● DIRECTION
Every line holding the string "this" should be gathered.

%%

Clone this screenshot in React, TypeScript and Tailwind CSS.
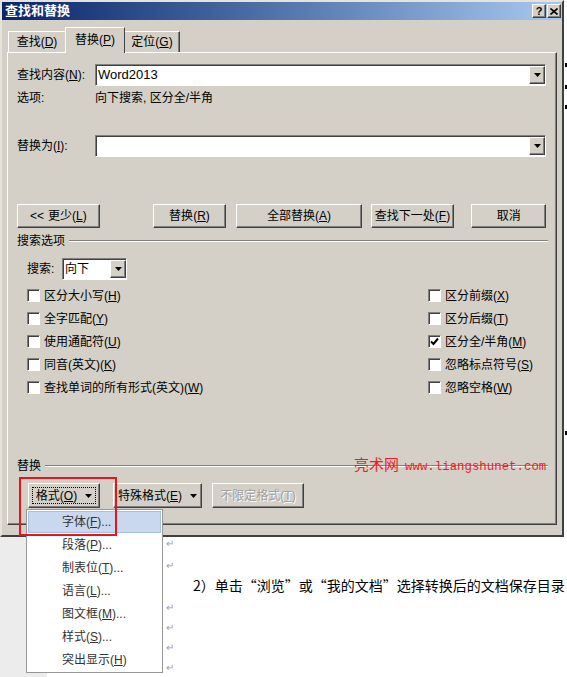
import React from "react";

const raised =
  "border border-t-white border-l-white border-r-[#404040] border-b-[#404040] shadow-[inset_-1px_-1px_0_#808080] bg-[#d4d0c8]";
const sunken =
  "border border-t-[#808080] border-l-[#808080] border-r-white border-b-white shadow-[inset_1px_1px_0_#404040] bg-white";

const Acc = ({ text, k, tail = "" }: { text: string; k: string; tail?: string }) => (
  <span className="whitespace-nowrap">
    {text}(<span className="underline underline-offset-[1px]">{k}</span>){tail}
  </span>
);

const Arrow = () => (
  <svg width="7" height="4" viewBox="0 0 7 4">
    <path d="M0 0h7L3.5 4z" fill="#000" />
  </svg>
);

const Combo = ({ value = "", className = "" }: { value?: string; className?: string }) => (
  <div className={`${sunken} flex items-center h-[22px] ${className}`}>
    <span className="flex-1 pl-[2px] text-[13px]">{value}</span>
    <div className={`${raised} w-[16px] h-[18px] flex items-center justify-center`}>
      <Arrow />
    </div>
  </div>
);

const Check = ({ label, checked = false }: { label: React.ReactNode; checked?: boolean }) => (
  <div className="flex items-center h-[23px]">
    <div className={`${sunken} w-[13px] h-[13px] flex items-center justify-center`}>
      {checked && (
        <svg width="9" height="9" viewBox="0 0 9 9">
          <path d="M1 4.5 L3.5 7 L8 1.5" stroke="#000" strokeWidth="2" fill="none" />
        </svg>
      )}
    </div>
    <span className="ml-[4px]">{label}</span>
  </div>
);

const Btn = ({ className = "", children }: { className?: string; children: React.ReactNode }) => (
  <div className={`${raised} flex items-center justify-center ${className}`}>{children}</div>
);

const GroupLine = ({ title }: { title: string }) => (
  <div className="flex items-center h-[16px]">
    <span>{title}</span>
    <div className="flex-1 ml-[4px] -mr-[2px] border-t border-t-[#808080] border-b border-b-white" />
  </div>
);

const menuItems: [string, string][] = [
  ["段落", "P"],
  ["制表位", "T"],
  ["语言", "L"],
  ["图文框", "M"],
  ["样式", "S"],
];

const App = () => {
  return (
    <div className="relative w-[567px] h-[677px] overflow-hidden bg-white text-[12px] leading-[16px] text-black font-['Liberation_Sans','Noto_Sans_CJK_SC',sans-serif]">
      <div className="flex">
        {/* dialog */}
        <div className="w-[564px] h-[537px] bg-[#d4d0c8] border-2 border-t-[#e6e3dc] border-l-[#e6e3dc] border-r-[#404040] border-b-[#404040] flex flex-col">
          <div className="h-[18px] flex items-center bg-linear-to-r from-[#0a246a] to-[#a9c9f0] pl-[3px] pr-[1px]">
            <span className="flex-1 text-white font-bold text-[13px]">查找和替换</span>
            <Btn className="w-[14px] h-[14px] text-[11px] font-bold">?</Btn>
            <Btn className="w-[14px] h-[14px] ml-px">
              <svg width="8" height="7" viewBox="0 0 8 7">
                <path d="M0.5 0.5 L7.5 6.5 M7.5 0.5 L0.5 6.5" stroke="#000" strokeWidth="1.6" />
              </svg>
            </Btn>
          </div>

          {/* tabs */}
          <div className="mt-[7px] h-[25px] flex items-end pl-[6px]">
            <div className="h-[21px] w-[57px] flex items-center justify-center border-t border-l border-t-white border-l-white">
              <Acc text="查找" k="D" />
            </div>
            <div className="relative z-10 -mb-px h-[26px] w-[60px] flex items-center justify-center bg-[#d4d0c8] border-t border-l border-r border-t-white border-l-white border-r-[#404040] pb-[2px]">
              <Acc text="替换" k="P" />
            </div>
            <div className="h-[21px] w-[55px] flex items-center justify-center border-t border-r border-t-white border-r-[#404040] shadow-[inset_-1px_0_0_#808080]">
              <Acc text="定位" k="G" />
            </div>
          </div>

          {/* panel */}
          <div className="ml-[5px] w-[550px] h-[473px] border border-t-white border-l-white border-r-[#404040] border-b-[#404040] shadow-[inset_-1px_-1px_0_#808080] pl-[9px] pr-[10px] flex flex-col">
            <div className="mt-[11px] flex items-center">
              <span className="w-[78px]">
                <Acc text="查找内容" k="N" tail=":" />
              </span>
              <Combo value="Word2013" className="flex-1" />
            </div>
            <div className="mt-[4px] h-[16px] flex items-center">
              <span className="w-[78px]">选项:</span>
              <span>向下搜索, 区分全/半角</span>
            </div>
            <div className="mt-[29px] flex items-center">
              <span className="w-[78px]">
                <Acc text="替换为" k="I" tail=":" />
              </span>
              <Combo className="flex-1" />
            </div>

            <div className="mt-[47px] h-[24px] flex">
              <Btn className="w-[83px]">
                <span className="mr-[4px]">{"<<"}</span>
                <Acc text="更少" k="L" />
              </Btn>
              <Btn className="w-[74px] ml-[53px]">
                <Acc text="替换" k="R" />
              </Btn>
              <Btn className="w-[126px] ml-[10px]">
                <Acc text="全部替换" k="A" />
              </Btn>
              <Btn className="w-[84px] ml-[9px]">
                <Acc text="查找下一处" k="F" />
              </Btn>
              <Btn className="w-[75px] ml-[17px]">取消</Btn>
            </div>

            <div className="mt-[5px]">
              <GroupLine title="搜索选项" />
            </div>

            <div className="mt-[9px] ml-[10px] flex items-center h-[22px]">
              <span className="w-[35px]">搜索:</span>
              <div className={`${sunken} w-[65px] h-[22px] flex items-center`}>
                <span className="flex-1 pl-[2px]">向下</span>
                <div className={`${raised} w-[16px] h-[18px] flex items-center justify-center`}>
                  <Arrow />
                </div>
              </div>
            </div>

            <div className="mt-[4px] ml-[10px] grid grid-cols-[401px_1fr]">
              <Check label={<Acc text="区分大小写" k="H" />} />
              <Check label={<Acc text="区分前缀" k="X" />} />
              <Check label={<Acc text="全字匹配" k="Y" />} />
              <Check label={<Acc text="区分后缀" k="T" />} />
              <Check label={<Acc text="使用通配符" k="U" />} />
              <Check label={<Acc text="区分全/半角" k="M" />} checked />
              <Check label={<Acc text="同音(英文)" k="K" />} />
              <Check label={<Acc text="忽略标点符号" k="S" />} />
              <Check label={<Acc text="查找单词的所有形式(英文)" k="W" />} />
              <Check label={<Acc text="忽略空格" k="W" />} />
            </div>

            <div className="relative mt-[59px]">
              <GroupLine title="替换" />
              {/* site watermark painted over the group line */}
              <span className="absolute left-[337px] top-[-2px] whitespace-nowrap text-[#ee1c24]">
                <span className="text-[15px] font-['Noto_Sans_CJK_SC',sans-serif]">亮术网</span>
                <span className="ml-[6px] text-[12.4px] font-['Liberation_Mono',monospace]">www.liangshunet.com</span>
              </span>
            </div>

            <div className="mt-[9px] h-[25px] flex">
              <Btn className="w-[72px] ml-[11px] p-[3px]">
                <div className="w-full h-full border border-dotted border-black flex items-center justify-center gap-[8px]">
                  <Acc text="格式" k="O" />
                  <Arrow />
                </div>
              </Btn>
              <Btn className="w-[89px] ml-[13px] gap-[8px]">
                <Acc text="特殊格式" k="E" />
                <Arrow />
              </Btn>
              <Btn className="w-[92px] ml-[10px] text-[#a0a0a0] [text-shadow:1px_1px_0_#fff]">
                <Acc text="不限定格式" k="T" />
              </Btn>
            </div>
          </div>
        </div>

        {/* strip of the window behind */}
        <div className="w-[3px] flex flex-col items-end">
          <div className="mt-[63px] w-[2px] h-[4px] bg-black" />
          <div className="mt-[18px] w-[2px] h-[4px] bg-black" />
          <div className="mt-[16px] w-[2px] h-[4px] bg-black" />
          <div className="mt-[322px] w-[2px] h-[4px] bg-black" />
        </div>
      </div>

      {/* document area under the dialog */}
      <div className="flex h-[140px]">
        <div className="w-[47px] bg-[#ececec]" />
        <div className="flex-1 pl-[117px] flex flex-col text-[#a0a0a0] text-[10px] leading-[12px]">
          <span className="mt-[1px] h-[12px] pl-[2px]">↵</span>
          <span className="mt-[10px] h-[12px] pl-[2px]">↵</span>
          <span className="mt-[3px] h-[20px] pl-[29px] text-[14px] leading-[20px] text-black font-['Noto_Sans_CJK_SC',sans-serif] whitespace-nowrap">
            2）单击“浏览”或“我的文档”选择转换后的文档保存目录
          </span>
          <span className="mt-[7px] h-[12px] pl-[2px]">↵</span>
          <span className="mt-[8px] h-[12px] pl-[2px]">↵</span>
          <span className="mt-[8px] h-[12px] pl-[2px]">↵</span>
          <span className="mt-[8px] h-[12px] pl-[2px]">↵</span>
        </div>
      </div>

      {/* open dropdown menu */}
      <div className="absolute left-[26px] top-[509px] w-[137px] h-[164px] bg-white border border-[#979797] py-px px-px text-[#333]">
        <div className="h-[22px] flex items-center pl-[33px] bg-[#c9d8ef] border border-[#a9bfdf]">
          <Acc text="字体" k="F" tail="..." />
        </div>
        {menuItems.map(([t, k]) => (
          <div key={t} className="h-[23px] flex items-center pl-[34px]">
            <Acc text={t} k={k} tail="..." />
          </div>
        ))}
        <div className="h-[23px] flex items-center pl-[34px]">
          <Acc text="突出显示" k="H" />
        </div>
      </div>

      {/* red highlight */}
      <div className="absolute left-[19px] top-[477px] w-[98px] h-[59px] border-2 border-[#e8141c]" />
    </div>
  );
};

export default App;
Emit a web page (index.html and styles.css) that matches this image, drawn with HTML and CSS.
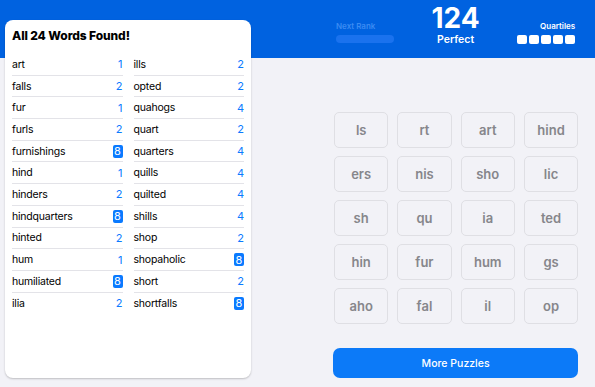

%%

● SOLUTION TO THE PROBLEM
Clone this screenshot in React, TypeScript and Tailwind CSS.
Emit a web page (index.html and styles.css) that matches this image, drawn with HTML and CSS.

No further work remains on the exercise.